Anlass der Diskussion ist der Vorstoß der Rathausspitze, das Mercure-Hotel zu kaufen und abzureißen. Um dieses Ziel zu erreichen, will die Stadt als Sanierungsziel für das Mercure-Grundstück eine unbebaute öffentliche Fläche festlegen, um Sichtachsen zwischen Stadtschloss und Lustgarten wiederherzustellen. Wie berichtet sollen sämtliche 14 Mercure-Hotels verkauft werden, die einer Besitzgesellschaft des internationalen Finanzinvestors Blackstone gehören. Grund dafür ist die Insolvenz der Gesellschaft, die offenen Forderungen der Gläubiger sollen sich auf 600 Millionen Euro belaufen. Den Kauf des Hotels will die Stadt größtenteils aus dem Treuhandvermögen des Sanierungsträgers finanzieren, das dieser über Grundstücksverkäufe in der Potsdamer Mitte erwirtschaftet. Ein direkter Erwerb des zum Verkauf stehenden Gebäudes durch die Stadt ist indes gescheitert. Der Besitzer will die Hotels nur im Paket veräußern. Ein Vorkaufsrecht besteht für die Stadt nicht, sie muss mit dem künftigen Hotelbesitzer verhandeln.

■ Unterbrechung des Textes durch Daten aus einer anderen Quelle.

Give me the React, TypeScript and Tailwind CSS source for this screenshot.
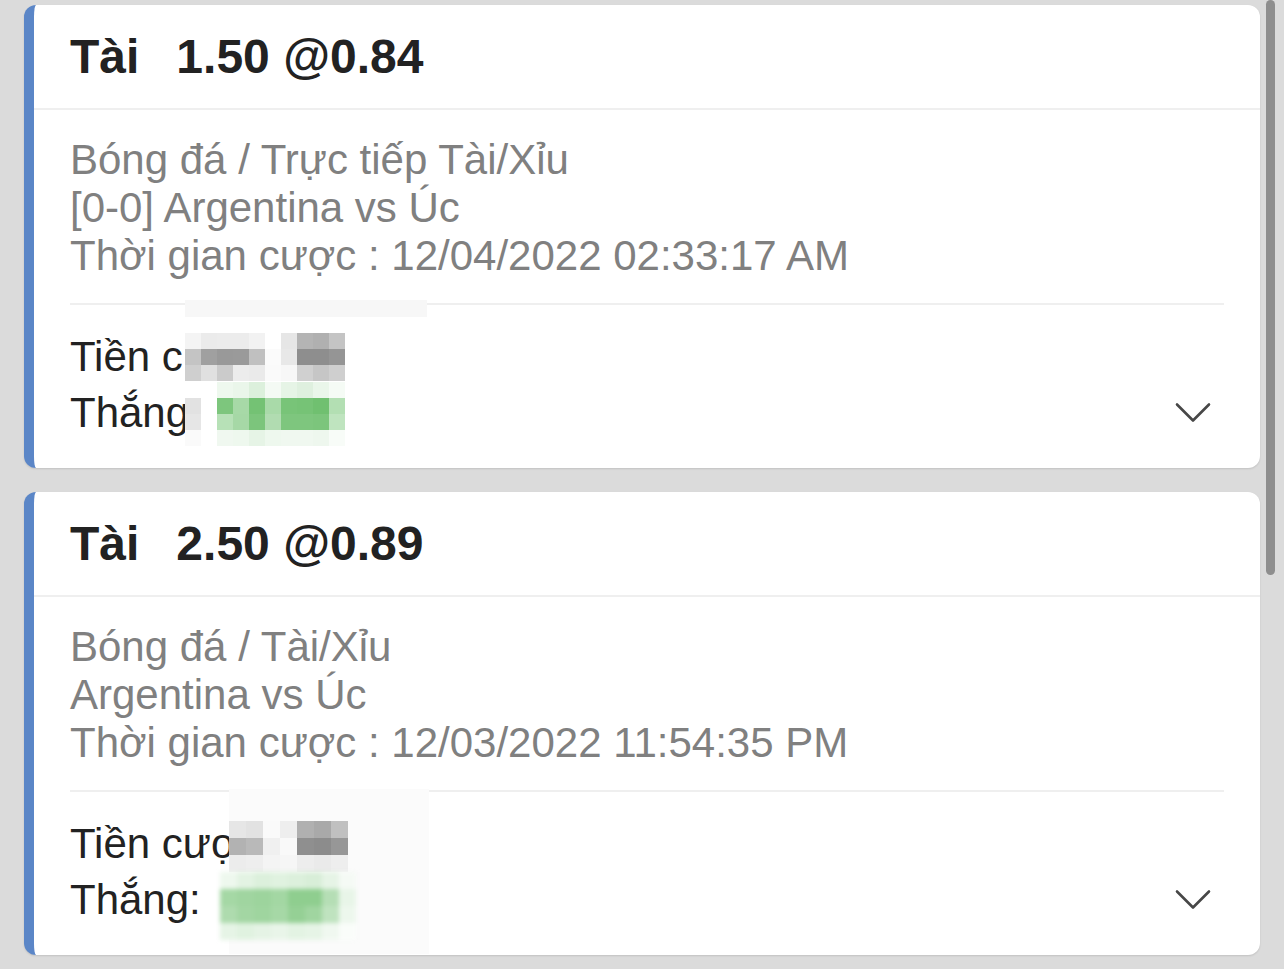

Der Abriss könnte zu 80 Prozent von Bund und Land gefördert werden. Dafür müsste das Grundstück aber erst Teil des Sanierungsgebietes werden und das Hochhaus somit offiziell als städtebaulicher Missstand definiert werden. Dann könnte der Abriss aus dem Denkmalschutztopf gefördert werden, und zwar als sogenannte Ordnungsmaßnahme. 40 Prozent kämen dann vom Land, 40 Prozent vom Bund und 20 Prozent der Abrisskosten müsste Potsdam selbst tragen. Sollte dieser Plan eine politische Mehrheit finden, wäre damit aber auch ein Flottenneubau direkt vor dem heutigen Hafengebäude hinfällig, denn bei einem Hotelabriss würde der Flottenneubau dort erneut den Blick zwischen Schloss und Lustgarten verstellen.

Erst am Montag hatte es eine Demonstration der Bürgerinitiative „Rettet den Lustgarten“ gegeben, auf der sich auch der Architekt des Landtagsschlosses Peter Kulka vehement für einen unbebauten Lustgarten in seiner ursprünglichen Form eingesetzt hatte.

Die Weisse Flotte hingegen pocht auf einen Neubau im Lustgarten, um ihre Verwaltung und ein Restaurant dort unterzubringen. Zuletzt wandten sich die Flottenchefs Jan Lehmann und Jörg Winkler mit einem offenen Brief an den Oberbürgermeister und die Stadtverordneten. Darin fordern sie die Anbauvariante am bestehenden Hafengebäude. Damit würde der Siegerentwurf aus dem im Jahr 2010 von der Stadt initiierten Wettbewerbsverfahrens von Flottenarchitekt Karl-Heinz Winkens realisiert werden können. Unterstützung erhält sie dabei von den Linken, die einen Neubau an das Hafengebäude in der Stadtverordnetenversammlung beantragt hatten.

Die Stadtverwaltung favorisiert allerdings einen anderen Standort: Die Weisse Flotte soll ihren Neubau zwischen Neptunbassin und Bahndamm errichten, im südlichen Teil des Lustgartens. Dies befürworten auch die Lustgartenarchitekten Dietz-Joppien. Die Grünen fordern ebenfalls einen Neubau am Bahndamm. Das alte Hafengebäude soll die Flotte noch so lange nutzen können, wie das Mercure steht und danach einen zweiten Neubau, einen Pavillon, am Fuße der Langen Brücke errichten dürfen.

Um den Neubau am Bahndamm zu ermöglichen, will die Stadtverwaltung vorerst auf die Freihaltetrasse für den Bau der umstrittenen innerstädtischen Entlastungsstraße (Ises) verzichten.

Entscheidungen zur Weissen Flotte und zum Mercure-Hotel wurden gestern Abend nicht getroffen, die Anträge wurden in die Ausschüsse überwiesen.